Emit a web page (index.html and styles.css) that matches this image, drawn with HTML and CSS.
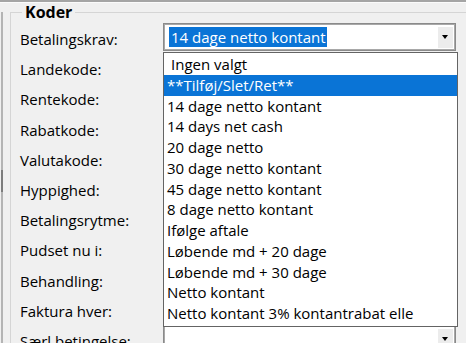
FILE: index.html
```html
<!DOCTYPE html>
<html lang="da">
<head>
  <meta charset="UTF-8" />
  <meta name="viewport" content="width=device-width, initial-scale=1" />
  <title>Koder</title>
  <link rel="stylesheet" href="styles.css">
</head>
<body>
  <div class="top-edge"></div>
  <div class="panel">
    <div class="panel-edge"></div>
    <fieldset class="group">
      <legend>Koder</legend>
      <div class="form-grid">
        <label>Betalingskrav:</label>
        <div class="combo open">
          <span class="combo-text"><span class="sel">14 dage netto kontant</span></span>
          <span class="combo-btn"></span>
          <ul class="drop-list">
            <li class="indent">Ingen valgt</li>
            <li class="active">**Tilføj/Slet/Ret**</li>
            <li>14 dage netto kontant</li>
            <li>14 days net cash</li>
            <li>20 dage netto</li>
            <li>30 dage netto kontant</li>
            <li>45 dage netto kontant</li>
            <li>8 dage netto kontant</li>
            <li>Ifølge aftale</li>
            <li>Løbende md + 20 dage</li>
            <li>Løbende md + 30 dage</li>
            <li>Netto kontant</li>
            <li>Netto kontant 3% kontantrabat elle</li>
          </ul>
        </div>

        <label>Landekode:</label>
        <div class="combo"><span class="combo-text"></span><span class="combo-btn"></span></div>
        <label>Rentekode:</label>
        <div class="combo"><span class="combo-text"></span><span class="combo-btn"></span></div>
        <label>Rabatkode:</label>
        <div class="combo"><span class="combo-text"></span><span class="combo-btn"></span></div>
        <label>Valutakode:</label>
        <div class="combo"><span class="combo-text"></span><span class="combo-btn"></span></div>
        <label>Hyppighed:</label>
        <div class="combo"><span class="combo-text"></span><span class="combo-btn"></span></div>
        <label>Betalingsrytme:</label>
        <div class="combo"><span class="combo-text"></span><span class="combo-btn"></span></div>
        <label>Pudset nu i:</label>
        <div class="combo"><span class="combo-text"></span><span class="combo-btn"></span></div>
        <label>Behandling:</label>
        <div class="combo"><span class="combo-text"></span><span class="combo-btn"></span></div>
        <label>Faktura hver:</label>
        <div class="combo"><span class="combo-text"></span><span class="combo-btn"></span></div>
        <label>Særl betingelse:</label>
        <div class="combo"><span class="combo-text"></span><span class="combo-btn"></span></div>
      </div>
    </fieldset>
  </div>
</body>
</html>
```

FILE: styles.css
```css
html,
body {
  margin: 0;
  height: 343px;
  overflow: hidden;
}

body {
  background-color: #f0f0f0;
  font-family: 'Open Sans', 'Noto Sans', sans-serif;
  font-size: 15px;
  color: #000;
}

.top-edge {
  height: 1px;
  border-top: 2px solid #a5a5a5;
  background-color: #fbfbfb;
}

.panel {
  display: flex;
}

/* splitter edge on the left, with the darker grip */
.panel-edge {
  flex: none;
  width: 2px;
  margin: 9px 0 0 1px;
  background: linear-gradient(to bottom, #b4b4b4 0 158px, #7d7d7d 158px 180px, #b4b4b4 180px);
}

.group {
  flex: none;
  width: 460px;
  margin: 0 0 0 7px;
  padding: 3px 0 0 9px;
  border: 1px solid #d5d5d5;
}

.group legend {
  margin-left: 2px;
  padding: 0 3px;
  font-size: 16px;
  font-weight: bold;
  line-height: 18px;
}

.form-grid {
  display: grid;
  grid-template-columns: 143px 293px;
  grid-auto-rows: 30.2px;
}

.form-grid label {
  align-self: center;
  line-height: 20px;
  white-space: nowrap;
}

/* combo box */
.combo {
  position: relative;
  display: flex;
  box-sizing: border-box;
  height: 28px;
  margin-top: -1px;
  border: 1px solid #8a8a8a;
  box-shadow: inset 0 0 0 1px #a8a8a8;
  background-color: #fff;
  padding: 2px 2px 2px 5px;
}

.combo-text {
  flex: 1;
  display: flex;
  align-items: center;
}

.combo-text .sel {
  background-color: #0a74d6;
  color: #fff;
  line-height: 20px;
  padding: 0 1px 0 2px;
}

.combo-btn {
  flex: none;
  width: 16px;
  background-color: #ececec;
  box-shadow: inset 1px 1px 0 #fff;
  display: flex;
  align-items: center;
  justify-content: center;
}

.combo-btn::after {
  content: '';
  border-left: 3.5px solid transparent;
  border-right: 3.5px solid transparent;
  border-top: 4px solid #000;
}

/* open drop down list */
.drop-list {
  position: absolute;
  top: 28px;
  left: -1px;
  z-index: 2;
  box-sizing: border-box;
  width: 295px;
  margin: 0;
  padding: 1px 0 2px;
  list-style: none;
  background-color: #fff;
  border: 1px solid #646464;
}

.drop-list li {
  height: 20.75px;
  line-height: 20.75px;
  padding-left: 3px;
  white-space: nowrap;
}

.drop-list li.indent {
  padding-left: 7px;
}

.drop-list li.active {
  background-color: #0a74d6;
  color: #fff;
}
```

* * * * * * * * *

Copy and report every line where the word "index" is present.

### Finished task
Emit a web page (index.html and styles.css) that matches this image, drawn with HTML and CSS.
FILE: index.html
  z-index: 2;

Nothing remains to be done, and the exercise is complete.